Clarke insists that the “man-apes” are not merely a simpler, earlier version of modern humans. Rather, there are fundamental human qualities that they do not possess. For instance, Moon-Watcher doesn’t feel emotionally attached to his father, he has little concept of past or present, and before the intervention of the monolith, he has no desires beyond survival. The idea of adaptation is prominent in the “man-ape” segment of the novel, which describes the success of a “more adaptable specimen” (11), warns that “the man-apes must adapt, or they must die” (15), and notes that the leopard has “superbly night-adapted eyes” (22). Later, this language of adaptation appears in relation to space travel—e.g., the need to become “properly adapted to lunar living” (54), or the fact that Bowman has “adapted” to “his solitary way of life” (173). Throughout this novel, creatures change with their circumstances. This is continual and ongoing. On the Moon, Floyd is struck by the children born there, who grow fast and have a distinctive bone structure in the low-gravity environment. He reflects on “the first generation of the Spaceborn” as a source of both sadness and hope (57), recognizing that such humans have perhaps evolved beyond Earth, but that in doing so they have opened up new frontiers.

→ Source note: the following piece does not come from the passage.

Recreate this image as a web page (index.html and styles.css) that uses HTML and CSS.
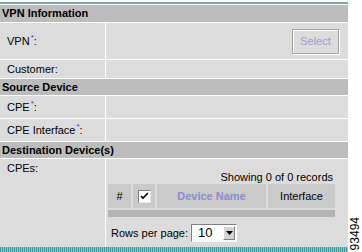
FILE: index.html
```html
<!DOCTYPE html>
<html lang="en">
<head>
    <meta charset="UTF-8">
    <title>VPN Information</title>
    <link rel="stylesheet" href="styles.css">
</head>
<body>
    <div class="sheet">
        <div class="rule"></div>
        <div class="form">
            <div class="section first">VPN Information</div>
            <div class="field vpn">
                <div class="label"><span>VPN<sup>*</sup>:</span></div>
                <div class="value right"><button class="btn" disabled>Select</button></div>
            </div>
            <div class="field short">
                <div class="label"><span>Customer:</span></div>
                <div class="value"></div>
            </div>
            <div class="section">Source Device</div>
            <div class="field mid">
                <div class="label"><span>CPE<sup>*</sup>:</span></div>
                <div class="value"></div>
            </div>
            <div class="field mid">
                <div class="label"><span>CPE Interface<sup>*</sup>:</span></div>
                <div class="value"></div>
            </div>
            <div class="section">Destination Device(s)</div>
            <div class="field list">
                <div class="label top"><span>CPEs:</span></div>
                <div class="value stack">
                    <div class="count">Showing 0 of 0 records</div>
                    <table class="grid">
                        <tr>
                            <th class="num">#</th>
                            <th class="chk"><span class="box"><svg width="9" height="8" viewBox="0 0 9 8"><path d="M1 4 L3 6 L8 1" fill="none" stroke="#000" stroke-width="1.6"/></svg></span></th>
                            <th class="sort">Device Name</th>
                            <th class="iface">Interface</th>
                        </tr>
                        <tr><td class="band" colspan="4"></td></tr>
                    </table>
                    <div class="pager">
                        <span>Rows per page:</span>
                        <span class="pick"><span class="pick-val">10</span><span class="pick-btn"><svg width="7" height="4" viewBox="0 0 7 4"><path d="M0 0 H7 L3.5 4 Z" fill="#000"/></svg></span></span>
                    </div>
                </div>
            </div>
        </div>
        <div class="footbar"></div>
    </div>
    <div class="figno">93494</div>
</body>
</html>
```

FILE: styles.css
```css
body {
    margin: 0;
    background: #fff;
    font-family: "Liberation Sans", Arial, sans-serif;
    font-size: 11px;
    color: #000;
    display: flex;
    height: 252px;
    overflow: hidden;
}
.sheet {
    width: 348px;
    padding-top: 2px;
    display: flex;
    flex-direction: column;
}
.rule {
    height: 2px;
    background-color: #7aaca4;
}
.form {
    display: flex;
    flex-direction: column;
    gap: 1px;
    padding-top: 1px;
    background: #fff;
}
.section {
    height: 16px;
    line-height: 16px;
    padding-left: 2px;
    background-color: #bcbcbc;
    font-weight: bold;
}
.section.first {
    height: 17px;
    line-height: 17px;
}
.field {
    display: grid;
    grid-template-columns: 105px 1fr;
    gap: 1px;
}
.field.vpn { height: 36px; }
.field.short { height: 18px; }
.field.mid { height: 22px; }
.field.list { height: 88px; }
.label, .value {
    background-color: #dcdcdc;
}
.label {
    display: flex;
    align-items: center;
    padding-left: 7px;
}
.label.top {
    align-items: flex-start;
    padding-top: 3px;
}
sup {
    color: #3a3ac8;
    font-size: 8px;
    line-height: 0;
    vertical-align: 5px;
    margin-left: 1px;
}
.value.right {
    display: flex;
    align-items: center;
    justify-content: flex-end;
    padding-right: 9px;
}
.btn {
    width: 47px;
    height: 25px;
    padding: 0;
    background-color: #dcdcdc;
    border: 1px solid #a4a4a4;
    box-shadow: 1px 1px 0 #fff, inset 1px 1px 0 #fff;
    color: #9a9ad0;
    font-family: "Liberation Sans", Arial, sans-serif;
    font-size: 11px;
}
.stack {
    display: flex;
    flex-direction: column;
    padding: 12px 11px 0 0;
}
.count {
    text-align: right;
    padding-right: 4px;
    line-height: 13px;
}
.grid {
    border-collapse: separate;
    border-spacing: 2px;
    width: 231px;
    margin-top: -2px;
}
.grid th {
    height: 24px;
    padding: 0;
    background-color: #cacaca;
    font-weight: normal;
}
.grid th.num { width: 23px; }
.grid th.chk { width: 22px; }
.grid th.sort {
    width: 109px;
    color: #8c8cd4;
    font-weight: bold;
}
.box {
    display: inline-flex;
    align-items: center;
    justify-content: center;
    width: 11px;
    height: 11px;
    background: #fff;
    border: 1px solid;
    border-color: #808080 #e8e8e8 #e8e8e8 #808080;
    vertical-align: middle;
}
.grid td.band {
    height: 7px;
    padding: 0;
    background-color: #b4b4b4;
}
.pager {
    display: flex;
    align-items: center;
    gap: 3px;
    padding-left: 5px;
    height: 27px;
}
.pick {
    display: flex;
    align-items: center;
    justify-content: space-between;
    width: 37px;
    height: 16px;
    padding: 0 1px 0 6px;
    background: #fff;
    border: 1px solid;
    border-color: #808080 #fff #fff #808080;
    font-size: 13px;
}
.pick-btn {
    display: flex;
    align-items: center;
    justify-content: center;
    width: 10px;
    height: 12px;
    background-color: #d4d4d4;
    border: 1px solid;
    border-color: #fff #808080 #808080 #fff;
}
.footbar {
    margin-top: auto;
    height: 5px;
    background: repeating-linear-gradient(90deg, #3f9a9a 0 1px, #8cc6c6 1px 2px);
}
.figno {
    align-self: flex-end;
    writing-mode: vertical-rl;
    transform: rotate(180deg);
    font-size: 12px;
    margin: 0 0 2px 2px;
    line-height: 10px;
}
```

This ongoing process excludes the idea of utopia from Clarke’s science fictional universe. The idea is raised twice, once with the blunt and unambiguous statement that “no Utopia is perfect” and later with the statement that it would be “terribly dull” (19). Evolution, in Clarke’s terms, means ongoing development—not perfectibility. That the aliens who kickstarted human evolution have undergone their own evolutionary changes underscores this point: Even a species far more advanced than humanity must still grow and change.